Written problem: Lift out, unaltered, the lines of the material below between the line holding "Recreate this image" and the line holding "const activeItem = 'Permissions'", counting both.

Data lines:
********************

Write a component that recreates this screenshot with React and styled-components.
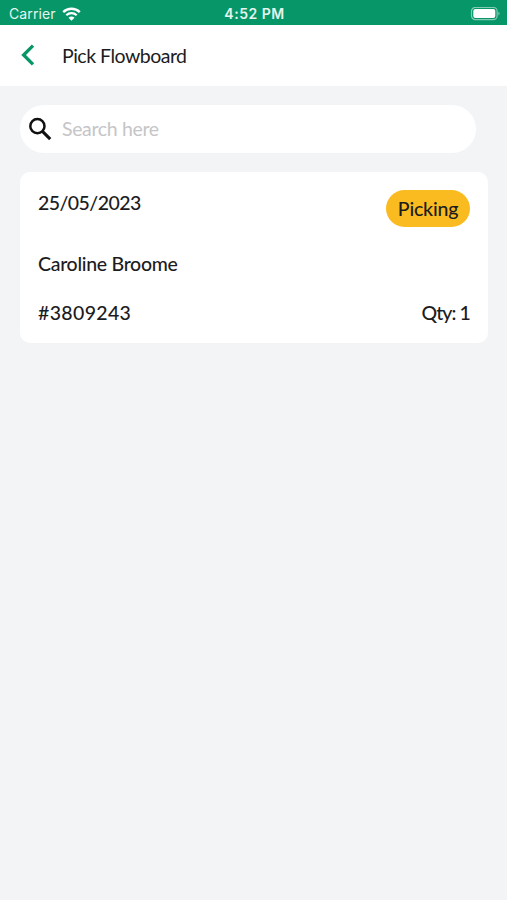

********************

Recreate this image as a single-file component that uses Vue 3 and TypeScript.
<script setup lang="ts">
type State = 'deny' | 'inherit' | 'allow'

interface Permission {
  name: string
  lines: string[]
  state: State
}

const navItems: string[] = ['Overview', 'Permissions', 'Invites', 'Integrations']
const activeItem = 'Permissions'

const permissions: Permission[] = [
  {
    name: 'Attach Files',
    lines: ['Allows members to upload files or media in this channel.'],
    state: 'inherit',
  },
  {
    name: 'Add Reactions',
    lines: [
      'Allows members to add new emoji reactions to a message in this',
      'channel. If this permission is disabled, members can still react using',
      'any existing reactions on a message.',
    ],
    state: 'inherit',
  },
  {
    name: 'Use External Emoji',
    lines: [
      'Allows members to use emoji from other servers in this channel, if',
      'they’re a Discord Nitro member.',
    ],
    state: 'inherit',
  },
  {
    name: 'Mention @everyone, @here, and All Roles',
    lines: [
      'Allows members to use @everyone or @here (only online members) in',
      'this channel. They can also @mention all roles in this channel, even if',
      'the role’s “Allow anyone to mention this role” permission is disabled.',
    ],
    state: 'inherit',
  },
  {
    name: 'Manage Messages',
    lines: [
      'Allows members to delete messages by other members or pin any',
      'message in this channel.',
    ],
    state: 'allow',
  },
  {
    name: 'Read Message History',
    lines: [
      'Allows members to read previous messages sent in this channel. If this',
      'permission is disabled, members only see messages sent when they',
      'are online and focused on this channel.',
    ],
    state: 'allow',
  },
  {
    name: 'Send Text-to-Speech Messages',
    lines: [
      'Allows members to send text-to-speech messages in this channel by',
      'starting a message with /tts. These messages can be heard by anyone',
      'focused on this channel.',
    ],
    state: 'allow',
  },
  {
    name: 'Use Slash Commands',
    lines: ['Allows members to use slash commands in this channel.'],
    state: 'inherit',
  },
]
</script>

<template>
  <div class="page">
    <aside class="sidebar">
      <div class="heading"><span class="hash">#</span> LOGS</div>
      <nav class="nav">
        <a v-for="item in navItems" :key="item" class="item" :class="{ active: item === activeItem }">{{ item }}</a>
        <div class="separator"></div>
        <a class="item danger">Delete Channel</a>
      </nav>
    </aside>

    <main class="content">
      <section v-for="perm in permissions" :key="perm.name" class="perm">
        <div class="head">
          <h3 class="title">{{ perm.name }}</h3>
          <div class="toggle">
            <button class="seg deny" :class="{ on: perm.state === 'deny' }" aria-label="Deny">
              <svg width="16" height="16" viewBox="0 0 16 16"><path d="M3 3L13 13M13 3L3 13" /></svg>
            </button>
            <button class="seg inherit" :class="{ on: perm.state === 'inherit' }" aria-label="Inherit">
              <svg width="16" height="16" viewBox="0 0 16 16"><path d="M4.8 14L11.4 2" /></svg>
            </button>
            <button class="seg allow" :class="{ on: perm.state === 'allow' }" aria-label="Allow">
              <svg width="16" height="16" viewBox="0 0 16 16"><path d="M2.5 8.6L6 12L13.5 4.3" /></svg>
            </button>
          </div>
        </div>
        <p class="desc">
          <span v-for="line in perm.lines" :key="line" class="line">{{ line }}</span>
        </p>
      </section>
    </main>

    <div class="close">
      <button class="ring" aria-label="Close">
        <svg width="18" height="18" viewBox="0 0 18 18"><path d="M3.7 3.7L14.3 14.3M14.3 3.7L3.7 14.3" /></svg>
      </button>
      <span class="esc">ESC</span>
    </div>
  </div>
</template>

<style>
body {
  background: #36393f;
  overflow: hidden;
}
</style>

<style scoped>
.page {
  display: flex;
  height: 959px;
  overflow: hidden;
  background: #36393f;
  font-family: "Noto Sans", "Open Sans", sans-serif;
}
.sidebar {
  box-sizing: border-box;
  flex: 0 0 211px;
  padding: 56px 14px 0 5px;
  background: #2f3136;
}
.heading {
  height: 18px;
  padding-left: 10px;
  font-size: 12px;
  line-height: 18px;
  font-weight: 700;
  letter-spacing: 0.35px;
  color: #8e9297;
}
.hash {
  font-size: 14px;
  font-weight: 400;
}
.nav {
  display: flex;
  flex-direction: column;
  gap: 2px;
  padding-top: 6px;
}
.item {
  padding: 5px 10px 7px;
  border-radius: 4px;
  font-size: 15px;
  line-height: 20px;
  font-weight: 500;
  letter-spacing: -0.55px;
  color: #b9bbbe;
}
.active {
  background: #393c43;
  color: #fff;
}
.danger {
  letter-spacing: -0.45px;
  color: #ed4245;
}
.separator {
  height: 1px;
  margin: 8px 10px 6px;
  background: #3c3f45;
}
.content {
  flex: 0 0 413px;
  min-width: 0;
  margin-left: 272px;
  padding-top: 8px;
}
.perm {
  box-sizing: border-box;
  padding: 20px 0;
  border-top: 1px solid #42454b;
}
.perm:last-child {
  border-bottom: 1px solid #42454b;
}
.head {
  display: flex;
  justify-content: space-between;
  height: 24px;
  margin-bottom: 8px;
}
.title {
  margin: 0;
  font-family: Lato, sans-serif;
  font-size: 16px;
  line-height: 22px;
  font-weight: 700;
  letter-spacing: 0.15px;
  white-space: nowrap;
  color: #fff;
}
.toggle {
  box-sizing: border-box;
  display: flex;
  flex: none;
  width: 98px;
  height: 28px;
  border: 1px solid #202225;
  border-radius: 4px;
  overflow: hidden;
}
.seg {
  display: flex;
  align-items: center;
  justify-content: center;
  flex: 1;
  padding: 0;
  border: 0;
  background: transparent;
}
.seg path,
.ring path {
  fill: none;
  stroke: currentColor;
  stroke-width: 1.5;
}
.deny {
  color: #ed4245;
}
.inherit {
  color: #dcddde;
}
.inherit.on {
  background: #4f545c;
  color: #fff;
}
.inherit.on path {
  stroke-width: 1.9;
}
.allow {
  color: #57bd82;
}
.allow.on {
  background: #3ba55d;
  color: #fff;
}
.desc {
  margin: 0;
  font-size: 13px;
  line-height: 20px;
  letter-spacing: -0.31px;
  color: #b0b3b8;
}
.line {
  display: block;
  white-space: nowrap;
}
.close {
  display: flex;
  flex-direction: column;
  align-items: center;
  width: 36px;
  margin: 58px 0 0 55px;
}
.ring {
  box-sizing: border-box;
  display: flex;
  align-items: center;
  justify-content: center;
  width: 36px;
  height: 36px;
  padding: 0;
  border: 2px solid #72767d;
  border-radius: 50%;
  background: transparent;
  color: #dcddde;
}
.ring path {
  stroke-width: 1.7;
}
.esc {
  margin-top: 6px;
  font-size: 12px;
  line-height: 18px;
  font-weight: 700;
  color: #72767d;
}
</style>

********************

The completed task:
Recreate this image as a single-file component that uses Vue 3 and TypeScript.
<script setup lang="ts">
type State = 'deny' | 'inherit' | 'allow'

interface Permission {
  name: string
  lines: string[]
  state: State
}

const navItems: string[] = ['Overview', 'Permissions', 'Invites', 'Integrations']
const activeItem = 'Permissions'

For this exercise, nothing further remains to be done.